HAMİLELİKTE YAPILMASI GEREKEN TESTLER

Hamilelik sürecinin sağlıklı gidişatını kontrol etmek ve bebeğinizin ve sizin sağlığınız açısından bir risk olup olmadığını öğrenmek için bazı testler yaptırmanız gerekir. Bu testlerin bir kısmı sağlık durumunuzu araştırmak üzere herkese yapılması gereken rutin testlerdir. Diğer testler ise anne ve bebekte var olan risklere göre yapılır. Örneğin, kalıtsal hastalıklar ve daha önceden geçirmiş olduğunuz hastalıklar göz önünde bulundurulur.

İlk vizit:
Gebeliğin 6-8. haftalarında Transvajinal yolla yapılan ultrasonografide  son adet tarihine göre 5 hafta 4 günlükken, transabdominal yolla yapılanda ise 6 haftalıkken bir embriyo ile kalp atımlarını görmek mümkündür.
• Kan grubu, Rh
Gebenin kan grubu Rh negatif, eşinin kan grubu Rh pozitif olması durumunda "Kan uyuşmazlığı" (Rh/rh) durumundan bahsedilir.
Anne rahmindeki bebeğin kan uyuşmazlığından etkilenip etkilenmediğini anlamak için ise "İndirect Coombs testi" yapılmalıdır.

• Tam kan sayımı
Tam kan sayımı ile gebeliğin başlangıcında herhangi bir "kan eksikliği (anemi)" durumunun varlığı araştırılır.
• Kan biyokimyası: Açlık kan şekeri (AKŞ), Üre (BUN), SGOT, SGPT, Kreatinin
Karaciğer ve böbrek hastalıklarının gebeliğin hemen başlangıcında tespiti takip açısından önemlidir.
Özellikle  annede şeker hastalığı (diabet), yüksek tansiyon (hipertansiyon) gibi sistemik rahatsızlıkların varlığında bu testlerin önemi artar.
TORCH taraması: Toksoplasma, Rubella (Kızamıkçık), CMV (Sitomegalovirüs), Herpes Tip 2 enfeksiyonları Ig M ve Ig G antikorları taranır.

Bu tür enfeksiyonlar gebelik harici dönemlerde geçirildiğinde her hangi bir problem oluşturmazken gebeliğin özellikle ilk üç ayında geçirildiğinde bebekte bir takım sakatlıklara yol açabilir.
Toksoplasma özellikle kedi ve köpek dışkıları bulaşmış yenilen gıdalardan alınır.

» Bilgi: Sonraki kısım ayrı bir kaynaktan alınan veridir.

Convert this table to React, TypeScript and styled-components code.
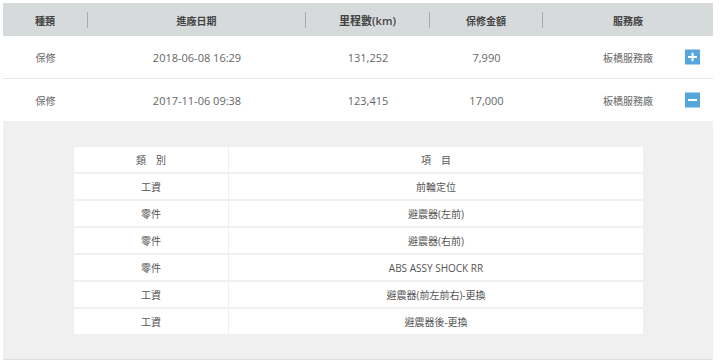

Özellikle çiğ et ve iyi yıkanmamış meyve ve sebzeler Toksoplasma parazitinin geçmesinde rol oynar
Rubella (Kızamıkçık), CMV (Sitomegalovirüs), Herpes Tip 2 enfeksiyonları ise daha çok hasta kişilere temas yoluyla bulaşan rahatsızlıklardır. Özellikle Rubella (kızamıkçık) mikrobu ile gebeliğin ilk üç ayında karşılaşıp hastalığı geçiren kişilerde bebklerinde körlük başta olup yaşamla bağdaşmayan multiorgan anomlisine yol açmasından dolayı bu test ihmal edilmemelidir
• Tam idrar tahlili, gerekirse idrar kültür- antibiyogramı
İlk vizitte yapılan idrar tahlilleri böbrek fonksiyonlarının indirekt bir göstergesi olduğu gibi gizli veya aşikar idrar yolu enfeksiyonu varlığını konusunda da bilgi verir.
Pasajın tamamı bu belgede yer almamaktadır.